I don’t think this is the best argument/counterargument in this situation. There are two important issues that I see here: he left her alone with their children despite her delusions and mental health problems so he could do drugs, which, in my mostly-based-on-Law-&-Order-reruns view of the justice system might be enough to get him charged with negligence on its own, and he didn’t kill her in the process of trying to save their children (or himself), he found her evidently trying to kill herself and beat her to death with the flashlight. That may be understandable given the horror of what he saw and it may be an unusual circumstance, but it’s still killing a person and it’s seems to be the lightest possible sentence for that.

Does it change or commute his sentence if she actually was “in the throes of a suicide attempt”?
Overdose?

You’ve misread what I said there. I said should be taken into account meaning, yes, I think the sentence should be lighter given the circumstances (although other factors like the initial negligence might swing things the other way).

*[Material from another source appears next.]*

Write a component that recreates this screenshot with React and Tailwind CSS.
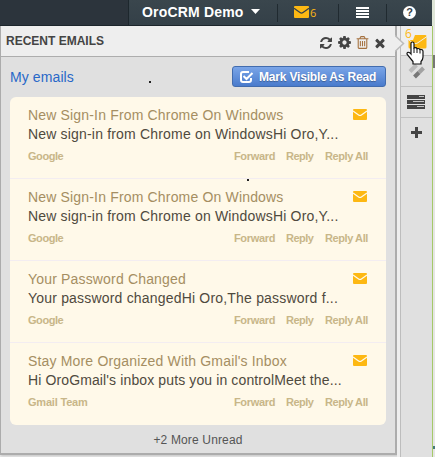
import React from "react";

const paths = {
  refresh:
    "M1639 1056q0 5-1 7-64 268-268 434.5t-478 166.5q-146 0-282.5-55t-243.5-157l-129 129q-19 19-45 19t-45-19-19-45v-448q0-26 19-45t45-19h448q26 0 45 19t19 45-19 45l-137 137q71 66 161 102t187 36q134 0 250-65t186-179q11-17 53-117 8-23 30-23h192q13 0 22.5 9.5t9.5 22.5zm25-800v448q0 26-19 45t-45 19h-448q-26 0-45-19t-19-45 19-45l138-138q-148-137-349-137-134 0-250 65t-186 179q-11 17-53 117-8 23-30 23h-199q-13 0-22.5-9.5t-9.5-22.5v-7q65-268 270-434.5t480-166.5q146 0 284 55.5t245 156.5l130-129q19-19 45-19t45 19 19 45z",
  cog: "M1152 896q0-106-75-181t-181-75-181 75-75 181 75 181 181 75 181-75 75-181zm512-109v222q0 12-8 23t-20 13l-185 28q-19 54-39 91 35 50 107 138 10 12 10 25t-9 23q-27 37-99 108t-94 71q-12 0-26-9l-138-108q-44 23-91 38-16 136-29 186-7 28-36 28h-222q-14 0-24.5-8.5t-11.5-21.5l-28-184q-49-16-90-37l-141 107q-10 9-25 9-14 0-25-11-126-114-165-168-7-10-7-23 0-12 8-23 15-21 51-66.5t54-70.5q-27-50-41-99l-183-27q-13-2-21-12.5t-8-23.5v-222q0-12 8-23t19-13l186-28q14-46 39-92-40-57-107-138-10-12-10-24 0-10 9-23 26-36 98.5-107.5t94.5-71.5q13 0 26 10l138 107q44-23 91-38 16-136 29-186 7-28 36-28h222q14 0 24.5 8.5t11.5 21.5l28 184q49 16 90 37l142-107q9-9 24-9 13 0 25 10 129 119 165 170 7 8 7 22 0 12-8 23-15 21-51 66.5t-54 70.5q26 50 41 98l183 28q13 2 21 12.5t8 23.5z",
  trash:
    "M704 736v576q0 14-9 23t-23 9h-64q-14 0-23-9t-9-23v-576q0-14 9-23t23-9h64q14 0 23 9t9 23zm256 0v576q0 14-9 23t-23 9h-64q-14 0-23-9t-9-23v-576q0-14 9-23t23-9h64q14 0 23 9t9 23zm256 0v576q0 14-9 23t-23 9h-64q-14 0-23-9t-9-23v-576q0-14 9-23t23-9h64q14 0 23 9t9 23zm128 724v-948h-896v948q0 22 7 40.5t14.5 27 10.5 8.5h832q3 0 10.5-8.5t14.5-27 7-40.5zm-672-1076h448l-48-117q-7-9-17-11h-317q-10 2-17 11zm928 32v64q0 14-9 23t-23 9h-96v948q0 83-47 143.5t-113 60.5h-832q-66 0-113-58.5t-47-141.5v-952h-96q-14 0-23-9t-9-23v-64q0-14 9-23t23-9h309l70-167q15-37 54-63t79-26h320q40 0 79 26t54 63l70 167h309q14 0 23 9t9 23z",
  times:
    "M1490 1322q0 40-28 68l-136 136q-28 28-68 28t-68-28l-294-294-294 294q-28 28-68 28t-68-28l-136-136q-28-28-28-68t28-68l294-294-294-294q-28-28-28-68t28-68l136-136q28-28 68-28t68 28l294 294 294-294q28-28 68-28t68 28l136 136q28 28 28 68t-28 68l-294 294 294 294q28 28 28 68z",
};

function Glyph({ name, className }) {
  return (
    <svg viewBox="0 0 1792 1792" className={className} fill="currentColor">
      <path d={paths[name]} />
    </svg>
  );
}

function Envelope({ className, line = "#fff9e9" }) {
  return (
    <svg viewBox="0 0 14 11" preserveAspectRatio="none" className={className}>
      <rect width="14" height="11" rx="1" fill="#fdb813" />
      <path d="M0 2 5.6 6Q7 7 8.4 6L14 2" fill="none" stroke={line} strokeWidth="1.2" />
    </svg>
  );
}

const emails = [
  { title: "New Sign-In From Chrome On Windows", body: "New sign-in from Chrome on WindowsHi Oro,Y...", from: "Google", fit: "tracking-[0.18px]", fromFit: "tracking-[-0.45px]" },
  { title: "New Sign-In From Chrome On Windows", body: "New sign-in from Chrome on WindowsHi Oro,Y...", from: "Google", fit: "tracking-[0.18px]", fromFit: "tracking-[-0.45px]" },
  { title: "Your Password Changed", body: "Your password changedHi Oro,The password f...", from: "Google", fit: "tracking-[0.19px]", fromFit: "tracking-[-0.45px]" },
  { title: "Stay More Organized With Gmail's Inbox", body: "Hi OroGmail's inbox puts you in controlMeet the...", from: "Gmail Team", fit: "tracking-[0.12px]", fromFit: "tracking-[-0.2px]" },
];

function Email({ mail, last }) {
  return (
    <li className={`h-[82px] pl-[18px] pr-[18px] pt-[9px] ${last ? "" : "border-b border-[#f3edf1]"}`}>
      <div className="flex h-[19px] items-center justify-between">
        <span className="whitespace-nowrap text-[14px] leading-[19px] tracking-[0.17px] text-[#a58e62]">{mail.title}</span>
        <Envelope className="mr-px -mt-[2px] h-[11px] w-[14px]" />
      </div>
      <p className={`whitespace-nowrap text-[14px] leading-[19px] text-[#4f4a3e] ${mail.fit}`}>{mail.body}</p>
      <div className="mt-[5px] flex h-[14px] whitespace-nowrap text-[11px] font-bold leading-[14px] text-[#c8b688]">
        <span className={`w-[206px] ${mail.fromFit}`}>{mail.from}</span>
        <span className="w-[52px] tracking-[-0.3px]">Forward</span>
        <span className="w-[39px] tracking-[-0.5px]">Reply</span>
        <span className="tracking-[-0.4px]">Reply All</span>
      </div>
    </li>
  );
}

function TopBar() {
  return (
    <header className="flex h-[26px] w-[432px] items-center border-b border-[#1d262c] bg-[#2c343c] pl-[128px]">
      <div className="flex h-[25px] flex-1 items-center border-l border-[#1d272d] bg-linear-to-b from-[#3a464d] to-[#344048]">
        <span className="-mt-[2px] ml-[13px] w-[109px] whitespace-nowrap text-[14px] font-bold leading-[22px] tracking-[0.18px] text-white">OroCRM Demo</span>
        <svg viewBox="0 0 9 5" className="-mt-[2px] h-[5px] w-[9px]"><path d="M0 0h9L4.5 5z" fill="#fff" /></svg>
        <i className="ml-[17px] h-[18px] w-px bg-[#202a30]" />
        <Envelope line="#354148" className="-mt-px ml-[16px] h-[12px] w-[15px]" />
        <span className="ml-px w-[28px] text-[11px] leading-[14px] text-[#fdb813] font-['Open_Sans',sans-serif]">6</span>
        <i className="h-[18px] w-px bg-[#202a30]" />
        <svg viewBox="0 0 13 11" className="-mt-px ml-[17px] h-[11px] w-[13px]"><path d="M0 1h13M0 4h13M0 7h13M0 10h13" stroke="#fff" strokeWidth="2" /></svg>
        <i className="ml-[17px] h-[18px] w-px bg-[#202a30]" />
        <span className="-mt-px ml-[16px] flex h-[13px] w-[13px] items-center justify-center rounded-full bg-white text-[11px] font-bold leading-[13px] text-[#344048]">?</span>
      </div>
    </header>
  );
}

function Rail() {
  return (
    <aside className="relative flex w-[32px] flex-col border-l border-[#bdbdbd] bg-[#e0e0e0]">
      <div className="h-[30px] border-b border-[#c2c2c2] bg-[#eee]" />
      <div className="flex h-[31px] items-center border-b border-[#c2c2c2] pl-[7px]">
        <svg viewBox="0 0 17 16" className="h-[16px] w-[17px]">
          <path d="M2 8.5 8.5 2" stroke="#bbb" strokeWidth="4" />
          <path d="M6.5 14 11 9.500" stroke="#777" strokeWidth="4" />
          <path d="M11 9.500 15.500 5" stroke="#a2a2a2" strokeWidth="4" />
        </svg>
      </div>
      <div className="flex h-[31px] items-center border-b border-[#c2c2c2] pl-[6px]">
        <svg viewBox="0 0 18 14" className="h-[14px] w-[18px]">
          <path d="M0 0h18v4H0zM0 5h18v4H0zM0 10h18v4H0z" fill="#444" />
          <path d="M12 1.5h5M6 6.5h11M10 11.5h7" stroke="#c4c4c4" />
        </svg>
      </div>
      <div className="flex h-[28px] items-center pl-[10px]">
        <svg viewBox="0 0 11 11" className="h-[11px] w-[11px]"><path d="M5.5 0v11M0 5.5h11" stroke="#444" strokeWidth="3" /></svg>
      </div>
      <svg viewBox="0 0 34 46" className="absolute -left-[6px] top-0 h-[46px] w-[34px]">
        <path d="M0 9.5 8.5 17.5 0 25.5z" fill="#eee" />
        <path d="M0 9.5 8.5 17.5 0 25.5" fill="none" stroke="#bbb" strokeWidth="1.5" />
        <path d="M20 9h10q1.5 0 1.5 1v11q0 1.5-1.5 1.5H15q-1.5 0-1.5-1.5V14H18z" fill="#fdb813" />
        <path d="M14 14q6 6 10 2l8-5.5" stroke="#eee" fill="none" />
      </svg>
      <span className="absolute left-[4px] top-px text-[12px] leading-[14px] text-[#fdb813] font-['Open_Sans',sans-serif]">6</span>
      <svg viewBox="0 0 18 24" className="absolute left-[5px] top-[15px] h-[24px] w-[18px]">
        <path d="M5 13V2.5Q5 1 6.5 1T8 2.5V7q2.5-.8 3 .7 2.2-.6 2.8.8Q17 8.2 17 10.5V16q0 2.5-2 4.5V23H7v-2.5Q4.5 17.5 1.2 13.5.5 11.8 2 11.3 3.5 11 5 13z" fill="#fff" stroke="#111" strokeWidth="1.2" />
        <path d="M8 7v5M11 8v4M14 9v3.5" stroke="#111" />
      </svg>
    </aside>
  );
}

export default function App() {
  return (
    <div className="relative h-[457px] w-[435px] overflow-hidden bg-[#dfe6d8] font-['Liberation_Sans',Arial,sans-serif]">
      <TopBar />
      <div className="flex h-[431px] bg-[#e8e8e8]">
        <main className="flex h-[429px] w-[397px] shrink-0 flex-col border-b-2 border-l border-r-2 border-[#acacac] bg-[#e0e0e0] shadow-[1px_1px_2px_rgba(0,0,0,0.15)]">
          <div className="flex h-[31px] items-center border-b border-[#adadad] bg-[#eee] pl-[5px] text-[#444]">
            <h1 className="w-[313px] whitespace-nowrap text-[12px] font-bold leading-[16px]">RECENT EMAILS</h1>
            <Glyph name="refresh" className="mt-[3px] h-[14px] w-[14px]" />
            <Glyph name="cog" className="ml-[4px] mt-[3px] h-[15px] w-[15px]" />
            <Glyph name="trash" className="ml-[3px] mt-[2px] h-[15px] w-[15px] text-[#a5713f]" />
            <Glyph name="times" className="ml-[3px] mt-[3px] h-[14px] w-[14px]" />
          </div>
          <div className="flex h-[40px] items-center pl-[9px]">
            <span className="w-[139px] shrink-0 text-[14px] leading-[20px] tracking-[0.1px] text-[#2868c8]">My emails</span>
            <div className="mt-[10px] h-[2px] w-[2px] shrink-0 bg-[#222]" />
            <button className="-mt-px ml-[81px] flex h-[21px] w-[154px] shrink-0 items-center whitespace-nowrap rounded-[3px] border border-[#426cae] bg-linear-to-b from-[#7aa5e8] to-[#4a7bcc] pl-[7px] text-[12px] font-bold tracking-[-0.18px] text-white text-shadow-[0_1px_1px_rgba(0,0,0,0.3)]">
              <svg viewBox="0 0 14 12" className="mr-[5px] h-[12px] w-[14px]"><path d="M11 7v2q0 2-2 2H3q-2 0-2-2V3q0-2 2-2h6M3.5 5l3 3 6-6" fill="none" stroke="#fff" strokeWidth="2" /></svg>
              Mark Visible As Read
            </button>
          </div>
          <ul className="ml-[9px] h-[328px] w-[376px] overflow-hidden rounded-[6px] bg-[#fff9e9]">
            {emails.map((mail, i) => <Email key={i} mail={mail} last={i === 3} />)}
          </ul>
          <div className="mt-[7px] text-center text-[12px] leading-[16px] tracking-[0.15px] text-[#555]">+2 More Unread</div>
        </main>
        <div className="w-[3px] bg-[#eee]" />
        <Rail />
        <div className="flex w-[3px] flex-col border-l border-[#a5c969] bg-[#e6e6e6]">
          <i className="mt-[29px] h-[13px] bg-[#777]" />
          <i className="mt-[378px] h-[3px] bg-[#47797c]" />
        </div>
      </div>
      <i className="absolute left-[247px] top-[179px] h-[2px] w-[2px] bg-[#222]" />
    </div>
  );
}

Lighter, that is, than a typical second degree murder sentence. 15-30 meaning, what, 10 years in jail with good behaviour…seems about the right fit compared to other crimes.

Not the disagreement, but how many people sound like they’re supporting this guy.
It reminds me of those trials you see in the ME or Africa, where a guy has beaten a homosexual to death, say, and he’s getting showed with rose petals, crowds cheering etc etc on the way to the court.